Austrian educator (1943–2018)

Max Deen Larsen (March 6, 1943 – January 12, 2018) was founder and director of the :de:Franz-Schubert-Institut in Baden, Austria.

==Early life==
Max Deen Larsen was born on March 6, 1943, in Richfield, Utah, to Maida and Max Larsen. He majored in German and religion at Reed College. His thesis was titled "Paradox and Pointe in Friedrich Schlegel's Fragments" under professor Ottomar Rudolf. He graduated with a master's degree from Yale University. He graduated with a Master of Arts and Doctor of Philosophy from the University of Vienna.

==Career==
Larsen taught poetry at the Yale School of Music and the Vienna Music Academy. He taught history of opera at Stanford University in Austria. He was adjunct professor of music at the University of Alberta in Canada.

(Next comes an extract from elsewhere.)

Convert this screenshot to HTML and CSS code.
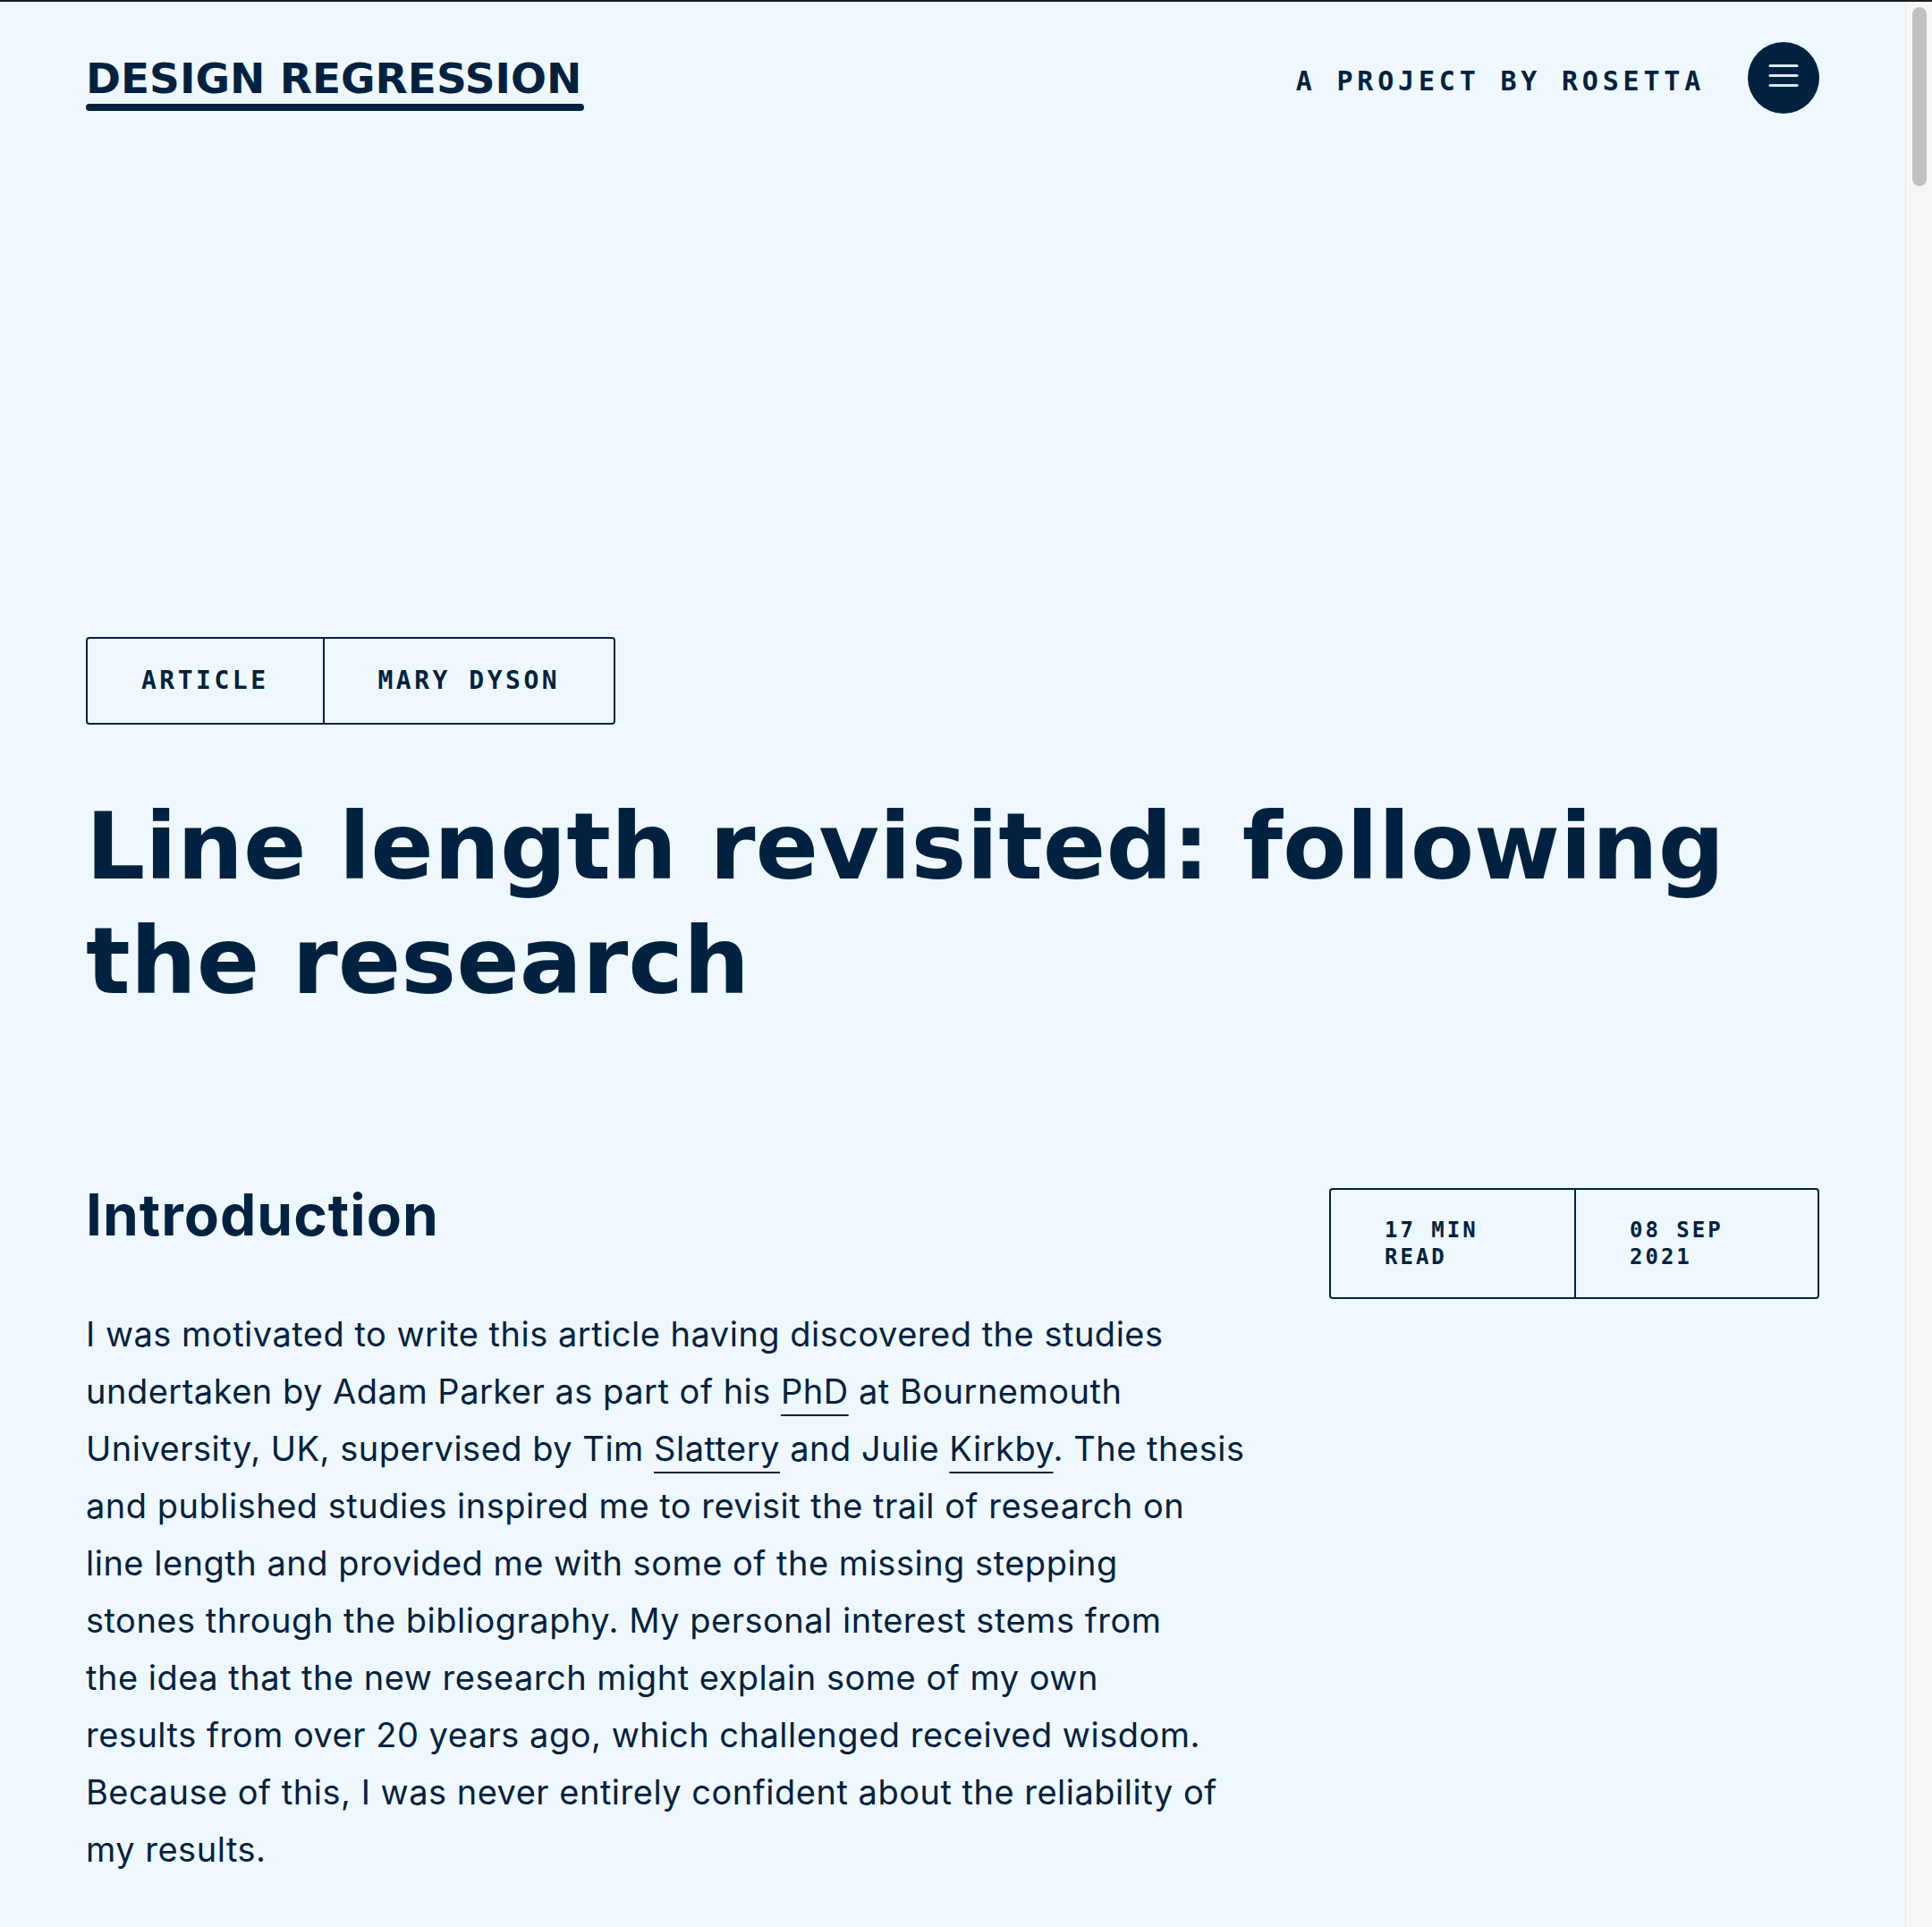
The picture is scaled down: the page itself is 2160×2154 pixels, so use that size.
FILE: index.html
```html
<!DOCTYPE html>
<html lang="en">
<head>
<meta charset="utf-8">
<title>Line length revisited: following the research — Design Regression</title>
<link rel="stylesheet" href="styles.css">
</head>
<body>
<div class="page">
  <header class="site-header">
    <a class="logo" href="#">DESIGN REGRESSION</a>
    <div class="header-right">
      <span class="byline">A PROJECT BY ROSETTA</span>
      <button class="menu-btn" aria-label="Menu">
        <svg class="menu-icon" viewBox="0 0 80 80" width="80" height="80" aria-hidden="true">
          <line x1="25" y1="26.5" x2="55" y2="26.5"/>
          <line x1="25" y1="37.5" x2="55" y2="37.5"/>
          <line x1="25" y1="48.5" x2="55" y2="48.5"/>
        </svg>
      </button>
    </div>
  </header>

  <main class="article">
    <div class="tags">
      <span class="tag">ARTICLE</span>
      <span class="tag">MARY DYSON</span>
    </div>
    <h1 class="title">Line length revisited: following the research</h1>

    <div class="article-body">
      <div class="content">
        <h2 class="section-title">Introduction</h2>
        <p class="text">I was motivated to write this article having discovered the studies<br>
undertaken by Adam Parker as part of his <a href="#">PhD</a> at Bournemouth<br>
University, UK, supervised by Tim <a href="#">Slattery</a> and Julie <a href="#">Kirkby</a>. The thesis<br>
and published studies inspired me to revisit the trail of research on<br>
line length and provided me with some of the missing stepping<br>
stones through the bibliography. My personal interest stems from<br>
the idea that the new research might explain some of my own<br>
results from over 20 years ago, which challenged received wisdom.<br>
Because of this, I was never entirely confident about the reliability of<br>
my results.</p>
      </div>
      <aside class="meta">
        <div class="meta-cell">17 MIN READ</div>
        <div class="meta-cell">08 SEP 2021</div>
      </aside>
    </div>
  </main>
</div>

<div class="scrollbar" aria-hidden="true"><div class="scrollbar-thumb"></div></div>
</body>
</html>
```

FILE: styles.css
```css
html, body {
  margin: 0;
  padding: 0;
}

body {
  min-height: 100vh;
  box-sizing: border-box;
  border-top: 2px solid #1d1d1d;
  background: #f0f8ff;
  color: #002240;
  font-family: "Inter", "Roboto", "Liberation Sans", sans-serif;
}

.page {
  margin-right: 30px;
  padding: 45px 96px 0;
}

/* fake window scrollbar, as in the reference capture */
.scrollbar {
  position: fixed;
  top: 2px;
  right: 0;
  bottom: 0;
  width: 29px;
  background: #f6f6f6;
  border-left: 1px solid #e6e6e6;
}

.scrollbar-thumb {
  position: absolute;
  top: 6px;
  left: 7px;
  width: 16px;
  height: 200px;
  border-radius: 8px;
  background: #c1c1c1;
}

/* Header */
.site-header {
  display: flex;
  justify-content: space-between;
  align-items: flex-start;
}

.logo {
  display: inline-block;
  margin-top: 17px;
  font-family: "DejaVu Sans", "Liberation Sans", sans-serif;
  font-weight: 700;
  font-size: 47px;
  line-height: 48px;
  color: #002240;
  text-decoration: none;
}

.logo::after {
  content: "";
  display: block;
  height: 8px;
  margin-top: 4px;
  margin-right: -3px;
  border-radius: 4px;
  background: #002240;
}

.header-right {
  display: flex;
  align-items: flex-start;
  gap: 48px;
}

.byline {
  margin-top: 29px;
  font-family: "DejaVu Sans Mono", "Liberation Mono", monospace;
  font-weight: 700;
  font-size: 30px;
  line-height: 30px;
  letter-spacing: 4.8px;
}

.menu-btn {
  width: 80px;
  height: 80px;
  padding: 0;
  border: 0;
  border-radius: 50%;
  background: #002240;
  display: flex;
  align-items: center;
  justify-content: center;
  cursor: pointer;
}

.menu-icon line {
  stroke: #dbe8f4;
  stroke-width: 3;
  stroke-linecap: round;
}

/* Article */
.tags {
  display: inline-flex;
  margin-top: 585px;
  border: 2px solid #002240;
  border-radius: 4px;
}

.tag {
  padding: 30px 60px;
  font-family: "DejaVu Sans Mono", "Liberation Mono", monospace;
  font-weight: 700;
  font-size: 28px;
  line-height: 34px;
  letter-spacing: 3.5px;
}

.tag + .tag {
  border-left: 2px solid #002240;
}

.title {
  margin: 72px 0 0;
  font-family: "DejaVu Sans", "Liberation Sans", sans-serif;
  font-weight: 700;
  font-size: 104px;
  line-height: 128px;
}

.article-body {
  display: grid;
  grid-template-columns: minmax(0, 1fr) 548px;
  column-gap: 60px;
  align-items: start;
  margin-top: 180px;
}

.section-title {
  margin: 0;
  font-weight: 700;
  font-size: 64px;
  line-height: 79px;
  letter-spacing: 1px;
}

.text {
  margin: 62px 0 0;
  font-size: 38px;
  line-height: 64px;
  letter-spacing: 0.5px;
  white-space: nowrap;
}

.text a {
  color: inherit;
  text-decoration: underline;
  text-decoration-thickness: 2px;
  text-underline-offset: 12px;
}

.meta {
  display: grid;
  grid-template-columns: 1fr 1fr;
  margin-top: 10px;
  border: 2px solid #002240;
  border-radius: 4px;
}

.meta-cell {
  padding: 30px 60px;
  font-family: "DejaVu Sans Mono", "Liberation Mono", monospace;
  font-weight: 700;
  font-size: 24px;
  line-height: 30px;
  letter-spacing: 3px;
}

.meta-cell + .meta-cell {
  border-left: 2px solid #002240;
}
```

In 1973, Larsen moved to Baden bei Wien. He founded and was director of the :de:Franz-Schubert-Institut.

==Personal life==
Larsen married Verena. They had four children, Evelyn, Rainer, Gwendolyn and Brent.

Larsen died of a pulmonary embolism on January 12, 2018, in Baden bei Wien. He was buried at the Municipal Parish Cemetery (Stadtpfarrfriedhof Baden) in Baden.